15:22:49      /home/jenkins/workspace/Grinder/openjdkbinary/j2sdk-image/bin/java \
15:22:49          -Dtest.vm.opts='-ea -esa -Xmx512m -XX:-UseCompressedOops' \
15:22:49          -Dtest.tool.vm.opts='-J-ea -J-esa -J-Xmx512m -J-XX:-UseCompressedOops' \
15:22:49          -Dtest.compiler.opts= \
15:22:49          -Dtest.java.opts= \
15:22:49          -Dtest.jdk=/home/jenkins/workspace/Grinder/openjdkbinary/j2sdk-image \
15:22:49          -Dcompile.jdk=/home/jenkins/workspace/Grinder/openjdkbinary/j2sdk-image \
15:22:49          -Dtest.timeout.factor=8.0 \
15:22:49          -Dtest.root=/home/jenkins/workspace/Grinder/aqa-tests/openjdk/openjdk-jdk/test/jdk \
15:22:49          -Dtest.name=com/sun/net/httpserver/simpleserver/StressDirListings.java \
15:22:49          -Dtest.file=/home/jenkins/workspace/Grinder/aqa-tests/openjdk/openjdk-jdk/test/jdk/com/sun/net/httpserver/simpleserver/StressDirListings.java \
15:22:49          -Dtest.src=/home/jenkins/workspace/Grinder/aqa-tests/openjdk/openjdk-jdk/test/jdk/com/sun/net/httpserver/simpleserver \
15:22:49          -Dtest.src.path=/home/jenkins/workspace/Grinder/aqa-tests/openjdk/openjdk-jdk/test/jdk/com/sun/net/httpserver/simpleserver:/home/jenkins/workspace/Grinder/aqa-tests/openjdk/openjdk-jdk/test/lib \
15:22:49          -Dtest.classes=/home/jenkins/workspace/Grinder/aqa-tests/TKG/output_16484661431492/jdk_net_1/work/classes/com/sun/net/httpserver/simpleserver/StressDirListings.d \
15:22:49          -Dtest.class.path=/home/jenkins/workspace/Grinder/aqa-tests/TKG/output_16484661431492/jdk_net_1/work/classes/com/sun/net/httpserver/simpleserver/StressDirListings.d:/home/jenkins/workspace/Grinder/aqa-tests/TKG/output_16484661431492/jdk_net_1/work/classes/test/lib \
15:22:49          -Dtest.class.path.prefix=/home/jenkins/workspace/Grinder/aqa-tests/TKG/output_16484661431492/jdk_net_1/work/classes/com/sun/net/httpserver/simpleserver/StressDirListings.d:/home/jenkins/workspace/Grinder/aqa-tests/openjdk/openjdk-jdk/test/jdk/com/sun/net/httpserver/simpleserver:/home/jenkins/workspace/Grinder/aqa-tests/TKG/output_16484661431492/jdk_net_1/work/classes/test/lib \
15:22:49          -Dtest.modules='jdk.httpserver java.logging' \
15:22:49          --add-modules jdk.httpserver,java.logging \
15:22:49          -ea \
15:22:49          -esa \
15:22:49          -Xmx512m \
15:22:49          -XX:-UseCompressedOops \
15:22:49          com.sun.javatest.regtest.agent.MainWrapper /home/jenkins/workspace/Grinder/aqa-tests/TKG/output_16484661431492/jdk_net_1/work/com/sun/net/httpserver/simpleserver/StressDirListings.d/testng.0.jta com/sun/net/httpserver/simpleserver/StressDirListings.java false StressDirListings
15:22:49  
15:22:49  TEST RESULT: Error. Program `/home/jenkins/workspace/Grinder/openjdkbinary/j2sdk-image/bin/java' timed out (timeout set to 960000ms, elapsed time including timeout handling was 960519ms).

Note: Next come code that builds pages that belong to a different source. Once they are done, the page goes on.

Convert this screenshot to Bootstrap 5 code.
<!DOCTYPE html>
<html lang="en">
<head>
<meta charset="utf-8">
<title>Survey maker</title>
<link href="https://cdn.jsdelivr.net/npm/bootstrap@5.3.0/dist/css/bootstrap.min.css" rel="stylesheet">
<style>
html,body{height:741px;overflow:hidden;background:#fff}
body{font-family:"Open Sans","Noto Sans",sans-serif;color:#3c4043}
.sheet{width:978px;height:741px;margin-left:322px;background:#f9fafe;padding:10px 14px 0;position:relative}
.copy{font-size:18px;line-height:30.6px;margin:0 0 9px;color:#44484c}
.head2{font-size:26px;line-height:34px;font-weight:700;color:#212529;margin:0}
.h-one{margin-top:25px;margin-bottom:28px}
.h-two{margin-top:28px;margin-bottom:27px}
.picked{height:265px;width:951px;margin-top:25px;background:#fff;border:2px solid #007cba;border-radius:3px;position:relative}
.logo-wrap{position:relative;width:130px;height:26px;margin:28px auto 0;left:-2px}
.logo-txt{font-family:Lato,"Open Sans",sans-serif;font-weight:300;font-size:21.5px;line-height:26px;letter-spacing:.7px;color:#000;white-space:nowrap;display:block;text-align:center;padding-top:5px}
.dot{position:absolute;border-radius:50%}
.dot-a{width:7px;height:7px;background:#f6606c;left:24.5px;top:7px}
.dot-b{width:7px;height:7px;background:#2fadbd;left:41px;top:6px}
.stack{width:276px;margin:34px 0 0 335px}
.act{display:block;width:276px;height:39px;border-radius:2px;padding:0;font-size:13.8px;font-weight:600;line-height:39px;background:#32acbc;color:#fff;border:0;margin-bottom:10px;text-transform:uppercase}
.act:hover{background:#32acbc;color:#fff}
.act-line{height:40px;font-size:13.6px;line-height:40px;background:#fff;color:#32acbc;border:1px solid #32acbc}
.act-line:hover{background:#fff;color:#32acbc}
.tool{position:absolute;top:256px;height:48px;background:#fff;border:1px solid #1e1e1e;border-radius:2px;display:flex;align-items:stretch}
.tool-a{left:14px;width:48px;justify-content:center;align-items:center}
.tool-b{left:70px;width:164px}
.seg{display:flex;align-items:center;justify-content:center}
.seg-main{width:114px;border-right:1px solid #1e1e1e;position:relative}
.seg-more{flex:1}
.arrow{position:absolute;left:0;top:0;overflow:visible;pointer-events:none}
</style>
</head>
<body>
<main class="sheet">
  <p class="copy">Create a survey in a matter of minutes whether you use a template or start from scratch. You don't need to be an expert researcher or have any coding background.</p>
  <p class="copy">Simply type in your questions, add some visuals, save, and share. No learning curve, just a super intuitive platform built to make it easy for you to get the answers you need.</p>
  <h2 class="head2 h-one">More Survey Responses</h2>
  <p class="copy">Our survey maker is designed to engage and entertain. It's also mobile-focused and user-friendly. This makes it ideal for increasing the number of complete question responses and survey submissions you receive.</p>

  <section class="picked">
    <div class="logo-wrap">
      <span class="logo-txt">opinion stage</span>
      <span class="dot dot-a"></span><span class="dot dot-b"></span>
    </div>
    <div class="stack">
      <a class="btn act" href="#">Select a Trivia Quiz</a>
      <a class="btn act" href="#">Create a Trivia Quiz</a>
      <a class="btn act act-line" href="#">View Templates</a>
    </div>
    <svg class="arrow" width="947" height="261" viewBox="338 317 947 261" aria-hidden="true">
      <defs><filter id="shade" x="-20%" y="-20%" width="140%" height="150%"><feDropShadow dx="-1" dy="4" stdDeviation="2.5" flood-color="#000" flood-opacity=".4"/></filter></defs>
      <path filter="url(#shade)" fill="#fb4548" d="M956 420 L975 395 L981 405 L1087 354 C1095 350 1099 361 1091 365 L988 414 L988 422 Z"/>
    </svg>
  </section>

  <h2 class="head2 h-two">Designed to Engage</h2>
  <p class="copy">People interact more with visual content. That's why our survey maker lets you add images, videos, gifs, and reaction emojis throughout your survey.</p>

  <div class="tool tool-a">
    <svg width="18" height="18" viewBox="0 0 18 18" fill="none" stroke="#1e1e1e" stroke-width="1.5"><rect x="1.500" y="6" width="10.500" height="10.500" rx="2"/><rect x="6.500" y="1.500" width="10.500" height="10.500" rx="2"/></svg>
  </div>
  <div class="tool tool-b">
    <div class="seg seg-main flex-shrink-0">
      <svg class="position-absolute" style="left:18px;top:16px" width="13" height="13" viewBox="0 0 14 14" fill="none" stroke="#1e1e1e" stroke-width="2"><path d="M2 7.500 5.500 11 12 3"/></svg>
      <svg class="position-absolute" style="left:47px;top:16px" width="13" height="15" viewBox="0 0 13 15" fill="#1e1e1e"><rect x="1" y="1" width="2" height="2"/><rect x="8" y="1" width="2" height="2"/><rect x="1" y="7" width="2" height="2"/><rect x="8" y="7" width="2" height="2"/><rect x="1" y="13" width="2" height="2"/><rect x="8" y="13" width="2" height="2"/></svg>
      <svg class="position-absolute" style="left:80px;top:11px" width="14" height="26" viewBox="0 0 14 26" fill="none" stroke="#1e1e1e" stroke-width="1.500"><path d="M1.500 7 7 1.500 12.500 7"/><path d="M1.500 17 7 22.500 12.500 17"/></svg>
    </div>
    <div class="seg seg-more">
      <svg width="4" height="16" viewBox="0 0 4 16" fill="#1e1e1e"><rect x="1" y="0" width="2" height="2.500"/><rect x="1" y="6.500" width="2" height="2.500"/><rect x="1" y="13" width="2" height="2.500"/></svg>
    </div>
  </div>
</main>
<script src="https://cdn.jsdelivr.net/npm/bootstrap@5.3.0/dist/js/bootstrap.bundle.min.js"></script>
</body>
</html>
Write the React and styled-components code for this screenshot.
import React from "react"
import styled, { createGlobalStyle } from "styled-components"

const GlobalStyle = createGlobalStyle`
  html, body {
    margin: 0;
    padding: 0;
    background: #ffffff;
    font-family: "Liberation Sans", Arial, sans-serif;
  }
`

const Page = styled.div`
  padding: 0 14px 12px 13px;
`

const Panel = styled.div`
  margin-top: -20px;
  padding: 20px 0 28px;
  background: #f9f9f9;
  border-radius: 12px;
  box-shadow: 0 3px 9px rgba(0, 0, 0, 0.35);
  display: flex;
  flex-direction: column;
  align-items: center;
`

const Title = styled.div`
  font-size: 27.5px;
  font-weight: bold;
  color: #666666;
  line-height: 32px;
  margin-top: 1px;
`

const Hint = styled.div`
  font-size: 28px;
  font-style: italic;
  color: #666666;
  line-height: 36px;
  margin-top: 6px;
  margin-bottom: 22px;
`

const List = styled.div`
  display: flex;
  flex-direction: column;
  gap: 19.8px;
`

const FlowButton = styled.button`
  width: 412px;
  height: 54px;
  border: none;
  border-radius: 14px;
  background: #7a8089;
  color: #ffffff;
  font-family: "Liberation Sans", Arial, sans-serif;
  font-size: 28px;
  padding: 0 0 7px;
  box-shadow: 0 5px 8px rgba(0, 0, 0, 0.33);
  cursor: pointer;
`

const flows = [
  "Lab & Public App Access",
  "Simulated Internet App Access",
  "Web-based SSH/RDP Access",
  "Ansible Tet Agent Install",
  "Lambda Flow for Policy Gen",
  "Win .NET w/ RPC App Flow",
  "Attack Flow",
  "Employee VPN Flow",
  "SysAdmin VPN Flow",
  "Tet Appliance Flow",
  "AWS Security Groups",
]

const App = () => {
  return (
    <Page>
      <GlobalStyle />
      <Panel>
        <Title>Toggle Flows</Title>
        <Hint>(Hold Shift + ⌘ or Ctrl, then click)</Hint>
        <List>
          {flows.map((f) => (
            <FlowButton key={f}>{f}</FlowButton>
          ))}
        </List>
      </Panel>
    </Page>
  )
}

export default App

Yet I managed to get the test to run to completion with a timeout factor of 3

smlambert commented 2 years ago

Yet I managed to get the test to run to completion with a timeout factor of 3

@Haroon-Khel - I presume on the same machine? and if so, then the thing that is causing the delay takes varying amount of time, are there other things happening on the machine that would affect execution time?